Dr. Heather Purdie, TEU member, senior lecturer in glaciology and physical geography at the University of Canterbury-Te Whare Wānanga o Waitaha, and 2019 Tertiary Teaching Excellence awardee, discusses Objective three: quality teaching and leadership and the importance of well-resourced and supported staff and students, and of strengthening engagement with Te Ao Māori.
I welcome the holistic and inclusive direction of the draft Tertiary Education Strategy. Regardless of which whakapaparanga or level of the education sector one might teach, ourselves and our students are connected to the levels above and below, and to the whānau and communities that the education system is designed to support.
Achieving quality teaching and leadership in tertiary institutions that makes a difference for learners and their whānau requires tertiary institutions to equally value and support teaching as well as research. A focus on quality teaching ensures that high-impact research is not just disseminated in academic journals, but also forms the foundation for engaging lessons and transformative knowledge, and thereby benefiting students, their whānau, and our communities.
Increased student diversity needs to be meet with increased diversity of staff.
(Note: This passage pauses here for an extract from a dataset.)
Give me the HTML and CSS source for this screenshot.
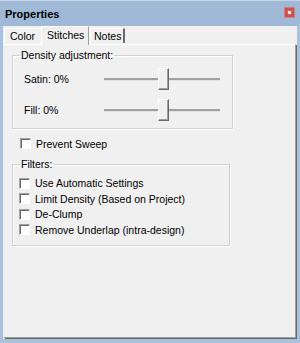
FILE: index.html
```html
<!DOCTYPE html>
<html lang="en">
<head>
    <meta charset="UTF-8">
    <title>Properties</title>
    <link rel="stylesheet" href="styles.css">
</head>
<body>
    <div class="window">
        <div class="titlebar">
            <span class="title">Properties</span>
            <span class="close">
                <svg width="11" height="11" viewBox="0 0 11 11">
                    <rect x="0.5" y="0.5" width="10" height="10" fill="#c9514f" stroke="#d77a78"/>
                    <path d="M4 4 L7 7 M7 4 L4 7" stroke="#fff" stroke-width="1.2"/>
                </svg>
            </span>
        </div>
        <div class="client">
            <div class="tabs">
                <div class="tab first">Color</div>
                <div class="tab selected">Stitches</div>
                <div class="tab last">Notes</div>
            </div>
            <div class="panel">
                <fieldset class="group density">
                    <legend>Density adjustment:</legend>
                    <div class="slider-row">
                        <span class="label">Satin: 0%</span>
                        <div class="slider">
                            <div class="track"></div>
                            <div class="thumb" style="left: 54px"></div>
                        </div>
                    </div>
                    <div class="slider-row">
                        <span class="label">Fill: 0%</span>
                        <div class="slider">
                            <div class="track"></div>
                            <div class="thumb" style="left: 54px"></div>
                        </div>
                    </div>
                </fieldset>

                <label class="check sweep"><span class="box"></span>Prevent Sweep</label>

                <fieldset class="group filters">
                    <legend>Filters:</legend>
                    <label class="check"><span class="box"></span>Use Automatic Settings</label>
                    <label class="check"><span class="box"></span>Limit Density (Based on Project)</label>
                    <label class="check"><span class="box"></span>De-Clump</label>
                    <label class="check"><span class="box"></span>Remove Underlap (intra-design)</label>
                </fieldset>
            </div>
        </div>
    </div>
</body>
</html>
```

FILE: styles.css
```css
body {
    margin: 0;
    font-family: "Liberation Sans", Arial, sans-serif;
    font-size: 10.5px;
    color: #000;
}
.window {
    width: 300px;
    height: 343px;
    box-sizing: border-box;
    background-color: #a9c1dc;
    border-top: 1px solid #c4d5e8;
    display: flex;
    flex-direction: column;
}
.titlebar {
    height: 25px;
    display: flex;
    align-items: center;
    justify-content: space-between;
    padding: 0 5px 0 5px;
    background-color: #9fb9d6;
}
.title {
    font-weight: bold;
    font-size: 11px;
}
.close {
    display: flex;
    margin-top: -2px;
}
.client {
    flex: 1;
    margin: 0 3px 4px 3px;
    background-color: #f0f0f0;
    display: flex;
    flex-direction: column;
    border-left: 1px solid #e8eef5;
}
.tabs {
    height: 18px;
    display: flex;
    align-items: flex-end;
    position: relative;
    z-index: 1;
}
.tab {
    height: 15px;
    line-height: 15px;
    border-top: 1px solid #fff;
    border-left: 1px solid #fff;
    box-sizing: border-box;
    margin-bottom: 1px;
}
.tab.first {
    width: 37px;
    padding-left: 5px;
}
.tab.selected {
    width: 48px;
    height: 19px;
    line-height: 16px;
    padding-left: 5px;
    margin-bottom: -1px;
    border-right: 1px solid #a0a0a0;
    background-color: #f0f0f0;
}
.tab.last {
    width: 35px;
    margin-left: 1px;
    padding-left: 3px;
    border-right: 2px solid #696969;
}
.panel {
    flex: 1;
    border-top: 1px solid #fff;
    border-right: 1px solid #a0a0a0;
    border-bottom: 1px solid #a0a0a0;
    box-shadow: 1px 1px 0 #696969;
    margin-right: 1px;
    margin-bottom: 1px;
    padding: 4px 8px 0 8px;
}
.group {
    margin: 0;
    border: 1px solid #d0d0d0;
    border-radius: 0;
    box-shadow: inset 1px 1px 0 #fff, 1px 1px 0 #fff;
}
.group legend {
    padding: 0 1px;
    line-height: 13px;
}
.density {
    width: 221px;
    box-sizing: border-box;
    padding: 6px 11px 7px 11px;
    display: flex;
    flex-direction: column;
    gap: 9px;
}
.density legend {
    margin-left: -4px;
}
.slider-row {
    display: flex;
    align-items: center;
    height: 22px;
}
.label {
    width: 80px;
}
.slider {
    position: relative;
    width: 116px;
    height: 22px;
    display: flex;
    align-items: center;
}
.track {
    width: 100%;
    height: 1px;
    border-top: 1px solid #a0a0a0;
    border-bottom: 1px solid #e3e3e3;
    background-color: #a0a0a0;
}
.thumb {
    position: absolute;
    top: 0;
    width: 11px;
    height: 22px;
    box-sizing: border-box;
    background-color: #f0f0f0;
    border-top: 1px solid #fff;
    border-left: 1px solid #fff;
    border-right: 1px solid #696969;
    border-bottom: 1px solid #696969;
    box-shadow: inset -1px -1px 0 #a0a0a0;
}
.check {
    display: flex;
    align-items: center;
    height: 15.5px;
    white-space: nowrap;
}
.box {
    width: 11px;
    height: 11px;
    box-sizing: border-box;
    margin-right: 5px;
    background-color: #fff;
    border-top: 1px solid #a0a0a0;
    border-left: 1px solid #a0a0a0;
    border-right: 1px solid #fff;
    border-bottom: 1px solid #fff;
    box-shadow: inset 1px 1px 0 #696969;
}
.sweep {
    margin: 7px 0 6px 8px;
}
.filters {
    width: 218px;
    box-sizing: border-box;
    padding: 5px 6px 7px 6px;
}
.filters legend {
    margin-left: 1px;
}
```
Requests for flexible learning options, and academic programmes better aligned to future employment opportunities, are all possible, so long as staff are afforded the time and professional development to redesign teaching programmes that keep pace with our rapidly evolving society.
Recognising the value of teaching and learning research, and encouraging staff to engage in opportunities to ‘talk teaching’ is essential. Indeed, the tertiary sector is somewhat of an anomaly, in that it does not require teaching staff to undertake some form of formal teacher training. As classrooms become increasing diverse, it is essential that teaching staff have the skills and resources with which to engage all students.
Education in Aotearoa has so much to gain by more actively embracing Te Tiriti o Waitangi principles and the bicultural foundation of our nation. I strongly believe that if we aspire to improve the bicultural confidence and competence of our students, then we as staff need to first develop and strengthen our own understanding and engagement with Te Ao Māori.
Educational research has shown us that adopting teaching practices that enhance the experiences of Māori and Pasifika students also enhance the learning experiences of all students. For example, creating a classroom in which staff and students actually know one another, where students feel safe to express ideas and contribute to class discussion.
It is fantastic that the draft Strategy aspires for all educators to have cultural competence and use te reo Māori correctly every day. However, to realise this objective the tertiary sector needs to ensure that our kaiārahi are well resourced to support staff on this important journey. Tū kotahi, tū kaha, leaving no-one behind, describes a modern, inclusive education system that will be exciting to be a part of.